- Provided records:
#####

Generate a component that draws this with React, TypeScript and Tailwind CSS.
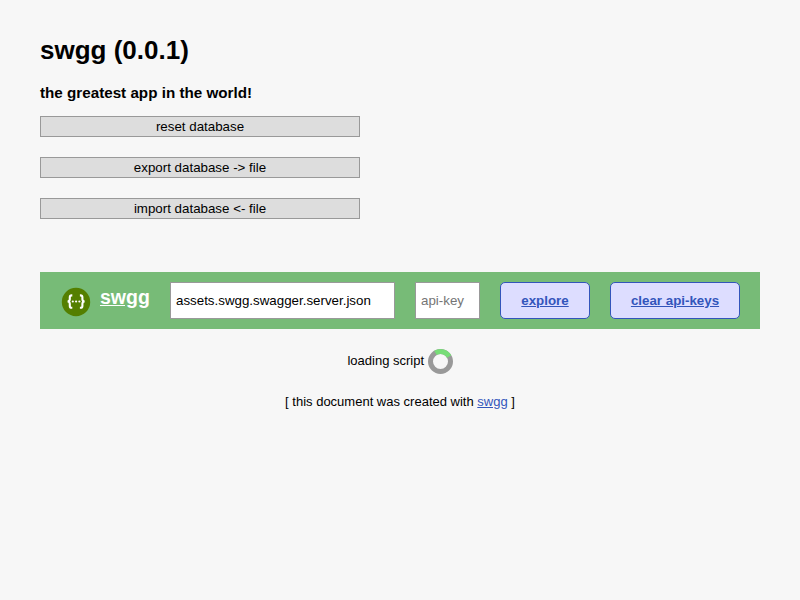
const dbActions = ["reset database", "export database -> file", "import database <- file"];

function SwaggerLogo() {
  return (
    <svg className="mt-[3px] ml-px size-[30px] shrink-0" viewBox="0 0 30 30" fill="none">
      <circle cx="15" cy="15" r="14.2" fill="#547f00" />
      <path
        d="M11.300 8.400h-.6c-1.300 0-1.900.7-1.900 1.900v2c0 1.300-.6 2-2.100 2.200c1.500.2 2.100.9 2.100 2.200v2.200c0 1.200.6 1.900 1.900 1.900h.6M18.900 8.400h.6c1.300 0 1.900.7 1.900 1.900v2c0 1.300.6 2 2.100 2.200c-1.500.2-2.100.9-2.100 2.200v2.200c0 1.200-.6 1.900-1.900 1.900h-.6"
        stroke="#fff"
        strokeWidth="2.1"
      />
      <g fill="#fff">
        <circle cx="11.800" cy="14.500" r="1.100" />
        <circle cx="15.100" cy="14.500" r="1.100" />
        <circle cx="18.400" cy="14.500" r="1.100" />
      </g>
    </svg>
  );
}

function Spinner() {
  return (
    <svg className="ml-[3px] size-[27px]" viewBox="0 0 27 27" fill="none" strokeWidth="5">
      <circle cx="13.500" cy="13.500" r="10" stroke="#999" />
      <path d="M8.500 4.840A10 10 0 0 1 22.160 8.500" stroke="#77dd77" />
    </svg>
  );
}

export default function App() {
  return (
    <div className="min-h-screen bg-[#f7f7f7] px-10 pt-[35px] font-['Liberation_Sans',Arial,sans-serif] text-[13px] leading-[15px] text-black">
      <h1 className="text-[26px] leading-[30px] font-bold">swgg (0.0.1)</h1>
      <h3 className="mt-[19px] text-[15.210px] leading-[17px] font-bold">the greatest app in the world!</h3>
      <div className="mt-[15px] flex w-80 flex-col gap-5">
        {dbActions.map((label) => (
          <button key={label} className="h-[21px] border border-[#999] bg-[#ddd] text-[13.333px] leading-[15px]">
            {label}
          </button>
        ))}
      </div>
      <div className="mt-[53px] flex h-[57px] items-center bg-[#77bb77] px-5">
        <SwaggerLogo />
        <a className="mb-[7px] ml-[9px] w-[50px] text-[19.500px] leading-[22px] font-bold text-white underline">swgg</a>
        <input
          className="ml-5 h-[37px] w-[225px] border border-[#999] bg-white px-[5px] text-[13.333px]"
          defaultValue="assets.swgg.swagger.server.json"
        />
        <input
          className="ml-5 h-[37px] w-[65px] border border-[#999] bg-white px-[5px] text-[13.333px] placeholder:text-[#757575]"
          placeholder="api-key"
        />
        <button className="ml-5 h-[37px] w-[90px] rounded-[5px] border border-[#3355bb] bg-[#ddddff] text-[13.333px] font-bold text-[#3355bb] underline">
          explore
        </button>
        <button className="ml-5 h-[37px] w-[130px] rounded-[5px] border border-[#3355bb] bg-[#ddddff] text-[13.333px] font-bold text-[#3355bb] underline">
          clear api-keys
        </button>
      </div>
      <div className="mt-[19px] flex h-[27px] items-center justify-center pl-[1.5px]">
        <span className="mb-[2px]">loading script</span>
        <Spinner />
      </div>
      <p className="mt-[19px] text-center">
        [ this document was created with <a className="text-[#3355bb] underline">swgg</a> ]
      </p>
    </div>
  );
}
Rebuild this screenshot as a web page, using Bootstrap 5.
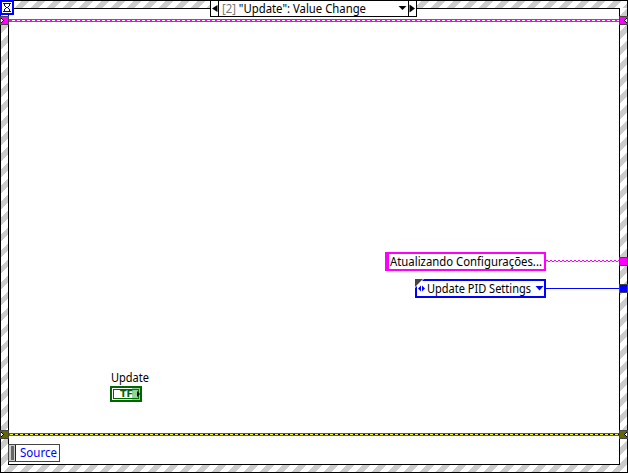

#####

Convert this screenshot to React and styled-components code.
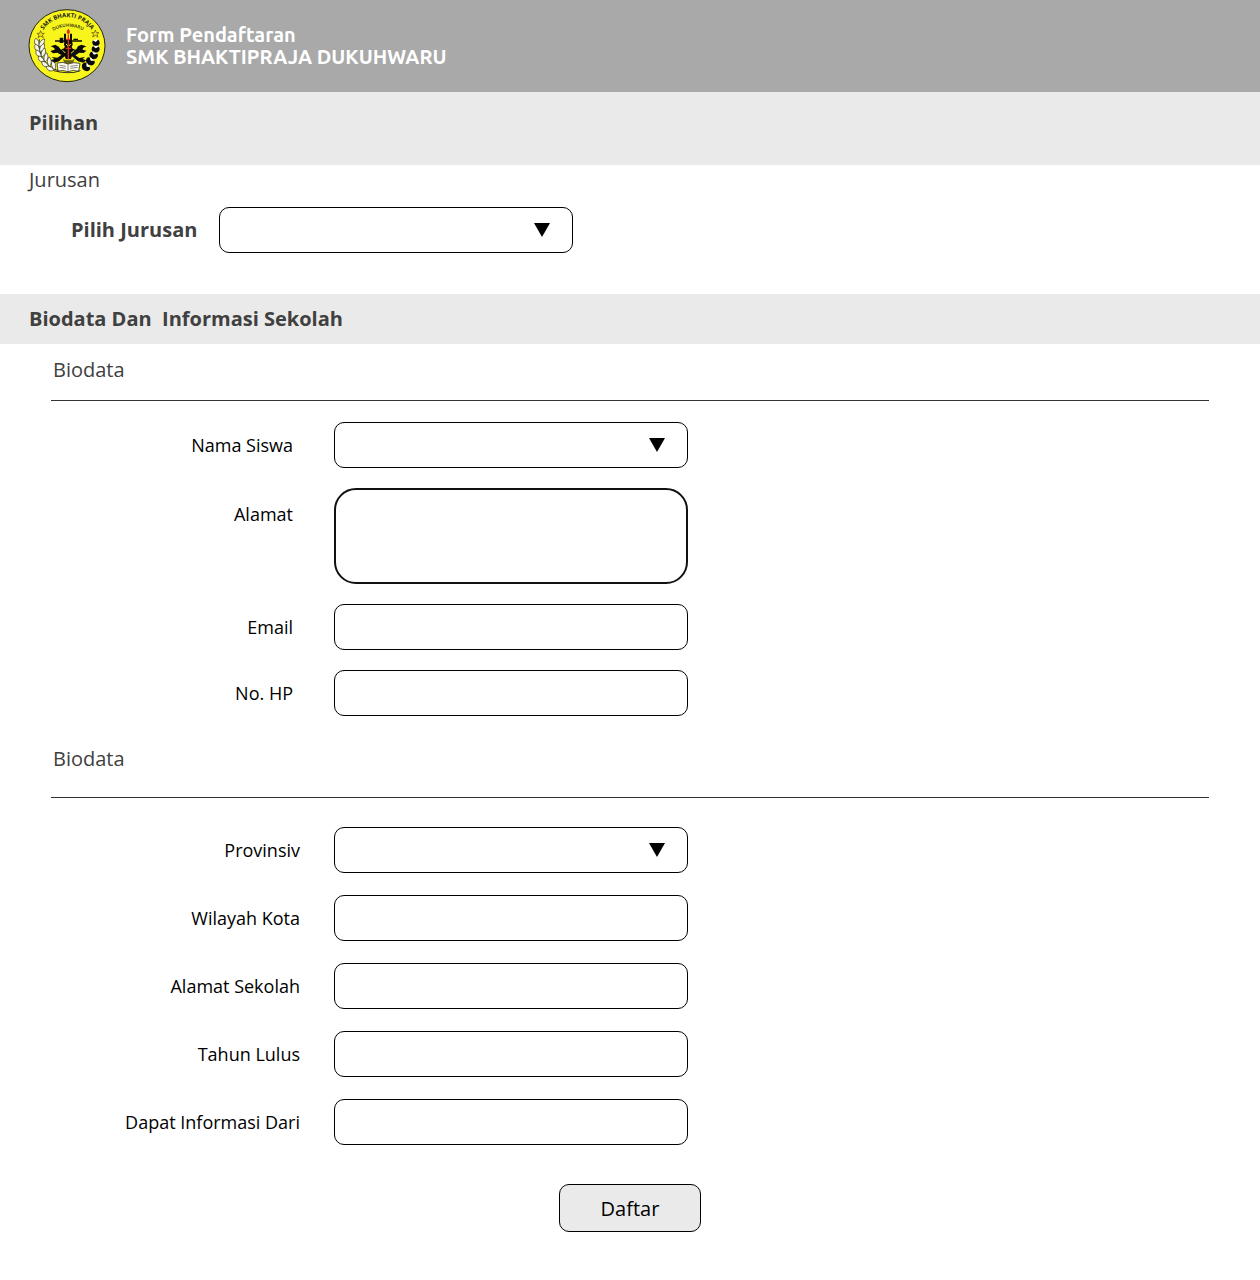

#####

- Goal: The word "with" appears in how many lines of the records? Give the number only.

- Expected output: 2